Embedded. Ausgangssperre, Tag 27. Wie nett!

Der Ostersonntag, 27. Tag unseres Eingesperrtseins, war erstaunlich nett. Fast hatte man das Gefühl, als gäben sich alle Mühe, den aufgeheizten Ton etwas 'runterzufahren...

Auf dem Dach des Grand Palais in Paris steht eine der Antworten auf die aktuelle Krise - "Harmonie siegt über Streit" von G. Recipon. Foto: Jebulon / Wikimedia Commons / CC0 1.0

(KL) – Das also war der Ostersonntag gestern. Ein seltsamer Tag, zumindest für alle, die diesen Tag alleine verbrachten. Während die glücklich zu mehreren Konfinierten stolz Fotos ihrer Osterbraten, Entrees, Desserts und Käseplatten zeigten, saßen jede Menge Leute alleine in ihren Apartments und rätselten, was an diesem Tag 27 so anders sein sollte als an Tag 24 oder 17 oder 19. Aber es gab tatsächlich etwas anderes. Gestern herrschte ein anderer Ton in Konfineland.

Etwas linkisch suchten alle nach der richtigen Formulierung. In dieser Ausnahmesituation konnte man nicht gut „Fröhliche Ostern“ schreiben, denn wer ist schon in einer Situation, in der Tausende Menschen sterben, „fröhlich“? „Schöne Ostern“ wer auch nicht so einfach – denn diese Formel bezieht sich auf die ganze Osterzeit und aktuell gibt es einfach keine vier schönen Tage in Reihe. Zumindest für die meisten nicht. Die meisten schrieben dann Kompromisse wie „Schönen Ostersonntag“, was gut ging. Aber nicht die Formel war wichtig, sondern der Gedanke dahinter. Alle gaben sich Mühe, ausnahmsweise die sozialen Netzwerke nicht als Blitzableiter zu benutzen, sondern tauschten freundliche Nachrichten aus, deren Leitmotiv „Hoffnung“ war.

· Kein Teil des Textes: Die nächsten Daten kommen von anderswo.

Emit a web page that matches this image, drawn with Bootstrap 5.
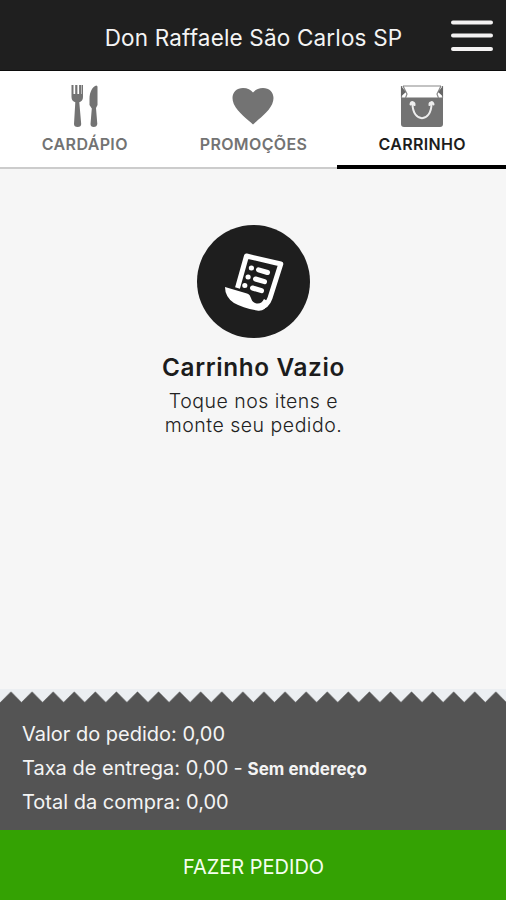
<!DOCTYPE html>
<html lang="pt-BR">
<head>
<meta charset="utf-8">
<meta name="viewport" content="width=device-width, initial-scale=1">
<title>Don Raffaele São Carlos SP</title>
<link href="https://cdn.jsdelivr.net/npm/bootstrap@5.3.0/dist/css/bootstrap.min.css" rel="stylesheet">
<style>
body{font-family:Inter,"Open Sans",sans-serif;background:#f6f6f6;height:900px;overflow:hidden}
.topbar{height:71px;background:#1f1f1f;color:#f4f4f4;border-bottom:1px solid #0c0c0c}
.brand-title{font-size:22.5px;line-height:28px;padding:6px 0 0 1px;letter-spacing:.17px;white-space:nowrap}
.menu-btn{width:44px;height:34px;right:12px;top:18px}
.tabs{height:98px;background:#fff}
.tabs .nav-link{height:98px;color:#737373;font-size:16px;font-weight:600;line-height:20px;letter-spacing:.36px;border-bottom:2px solid #ccc;border-radius:0;padding:13px 0 0}
.tabs .nav-link.active{color:#1d1d1d;border-bottom:4px solid #000}
.tabs svg{width:44px;height:44px;margin-bottom:6px}
.tabs span{padding-left:1px}
.round-icon{width:113px;height:113px;background:#1e1e1e;margin-top:56px}
.empty-title{font-size:24.3px;line-height:30px;font-weight:600;letter-spacing:.65px;color:#1c1c1c;margin-top:14px;padding-left:1px}
.empty-text{font-size:19.5px;line-height:24px;font-weight:300;letter-spacing:.5px;color:#222;margin-top:7px;padding-left:1px}
.zigzag{height:14px;background:#eceff2}
.totals{background:#545454;color:#f4f4f4;height:127px;padding:15px 22px 0;font-size:20px}
.totals p{line-height:33.5px;white-space:nowrap}
.totals strong{font-size:17px}
.totals .sep{letter-spacing:-.4px}
.order-btn{height:70px;background:#34a203;color:#f4fff0;font-size:20px;padding:7px 0 4px 1px}
</style>
</head>
<body class="d-flex flex-column">
<header class="topbar position-relative d-flex align-items-center justify-content-center flex-shrink-0">
  <h1 class="brand-title fw-normal m-0">Don Raffaele São Carlos SP</h1>
  <button class="menu-btn btn p-0 border-0 position-absolute d-flex" aria-label="Menu">
    <svg width="44" height="34" viewBox="0 0 44 34" stroke="#f4f2f2" stroke-width="4" stroke-linecap="round"><path d="M3 4.500H41M3 17.500H41M3 31H41"/></svg>
  </button>
</header>
<nav class="tabs nav nav-justified row g-0 flex-shrink-0">
  <a class="nav-link col-4 d-flex flex-column align-items-center" href="#">
    <svg viewBox="0 0 44 44" fill="#737373"><path d="M9.500 1h2v9h1.700V1h2.200v9h1.700V1h2.200v9h.5V1H21v12c0 3-1.500 4.500-3.700 5.200L19.200 40q0 3-3.600 3T12 40l1.300-21.800C11 17.500 9.500 16 9.500 13z"/><path d="M34.500 1.500c-4 1-7 6.500-7 13.500v6l2.300 3.500L28.500 40q0 3 3.200 3t3.600-3L34 24l1.500-3V2.500z"/></svg>
    <span>CARDÁPIO</span>
  </a>
  <a class="nav-link col-4 d-flex flex-column align-items-center" href="#">
    <svg viewBox="0 0 44 44" fill="#737373"><path d="M22 40.500C17 35.500 7 29 2.800 20C-1 11 4 4 12 4c4.500 0 8 2 10 4.500 2-2.500 5.500-4.500 10-4.500 8 0 13 7 9.200 16C37 29 27 35.500 22 40.500z"/></svg>
    <span>PROMOÇÕES</span>
  </a>
  <a class="nav-link active col-4 d-flex flex-column align-items-center" href="#">
    <svg viewBox="0 0 44 44"><path fill="#737373" d="M1 13.500H43V40Q43 43 40 43H4Q1 43 1 40z"/><path d="M3 2H41M1.500 2V14M42.500 2V14M3 2 7 10 5.500 14M41 2 37 10 38.500 14" fill="none" stroke="#888" stroke-width="1.200"/><path d="M1 2 6 8 1 12.500zM43 2 38 8 43 12.500z" fill="#666"/><path d="M10.500 20.500C11 17 15 17.500 14.500 21M29.500 21C29 17.500 33.500 17 33.500 20.500M12.500 19.500C12.500 39 31.500 39 31.500 19.500" fill="none" stroke="#eee" stroke-width="2" stroke-linecap="round"/></svg>
    <span>CARRINHO</span>
  </a>
</nav>
<main class="flex-grow-1 d-flex flex-column align-items-center text-center">
  <div class="round-icon rounded-circle flex-shrink-0">
    <svg class="d-block" width="113" height="113" viewBox="0 0 113 113"><path d="M40.500 63 49.500 31 83.800 39 73 73Q70 82 62 82.500" fill="none" stroke="#fff" stroke-width="5" stroke-linejoin="round"/><path d="M28 62 50 68.500C55 70 53 76 58 78Q64 80 67 74L72 77Q68 87 60 85.500Q46 83 37 78Q28 72 28 62z" fill="#fff"/><path d="M54.300 43h.2M51 52h.2M47.700 60.500h.2M61.500 44.800 70.500 47.500M58.500 54 67.500 56.700M55.500 63 64.500 65.700" fill="none" stroke="#fff" stroke-width="5" stroke-linecap="round"/></svg>
  </div>
  <h2 class="empty-title mb-0">Carrinho Vazio</h2>
  <p class="empty-text mb-0">Toque nos itens e<br>monte seu pedido.</p>
</main>
<footer class="flex-shrink-0">
  <svg class="zigzag d-block w-100" viewBox="0 0 506 14"><defs><pattern id="teeth" width="21.083" height="14" patternUnits="userSpaceOnUse"><path d="M0 13.500 11 2.500 21.083 12.700V14H0z" fill="#545454"/></pattern></defs><rect width="506" height="14" fill="url(#teeth)"/></svg>
  <div class="totals">
    <p class="mb-0">Valor do pedido: 0,00</p>
    <p class="mb-0">Taxa de entrega: 0,00<span class="sep"> - </span><strong>Sem endereço</strong></p>
    <p class="mb-0">Total da compra: 0,00</p>
  </div>
  <button class="order-btn btn w-100 rounded-0 border-0 d-flex align-items-center justify-content-center">FAZER PEDIDO</button>
</footer>
</body>
</html>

Für Christen war dies natürlich der ideale Anlass, sich gegenseitig Hoffnung zu machen, denn immerhin ist Ostern ja das Fest der Hoffnung, der Wiederauferstehung, der Verheißung auf eine bessere Welt. Dinge, die jeder teilen kann, gleich welcher Religion oder sonstigen Weltanschauung. Und so klang es gestern auch weitgehend in den sozialen Netzwerken. Solange, bis Regierung und der Arbeitgeberverband MEDEF verlauten ließen, dass die Franzosen nach der Coronakrise „doppelt Gas geben müssten“. Tolles Timing, toller Inhalt. Das wollen wir heute mal nicht kommentieren, doch bleibt festzuhalten, dass weder Regierung noch Arbeitgeberverband offenbar daran mitwirken wollen, einen Konsens mit der Bevölkerung herzustellen, sondern dass sie alles daran setzen, den Status Quo von vor der Krise so schnell wie möglich zu erreichen. Soweit die Nachrichten aus der Sendereihe „Nichts verstanden, nichts gelernt“.

Dass sich die Bevölkerung Mühe gibt nicht durchzudrehen und sich zumindest am Ostersonntag eines freundlicheren Tons befleißigt hat, ist den Franzosen und Französinnen hoch anzurechnen. Denn nach der Krise wird man aus den Folgekrisen nur herauskommen, wenn alle zusammenhalten. Und dazu sollte man jetzt möglich nicht alle Tischtücher zerschneiden, derer man habhaft werden kann.

Aber seltsam ist es doch, dass diese Krise in Frankreich so ganz anders abläuft als in anderen Ländern. Heute Abend werden wir mehr wissen. Die TV-Ansprache des Präsidenten wurde Elysee-Palast als eine Rede in der Gewichtsklasse Winston Churchill angekündigt und da erinnert man sich gleich an dessen berühmte Rede, in der er im Krieg den Briten „Blood, Sweat and Tears“ angekündigt hatte. Blut, Schweiß und Tränen. Damit Industriegruppen wie der Petro-Gigant Total auch weiterhin, wie mitten in der Krise, Milliarden an Dividenden an die Aktionäre ausschütten können? Wir werden es heute Abend hören.

Tag 27. Ostern. Die Franzosen träumen von Harmonie. Aber leider ist das Ende dieser Krise immer noch kilometerweit entfernt. Und keiner blickt mehr durch, was gerade wirklich Sache ist.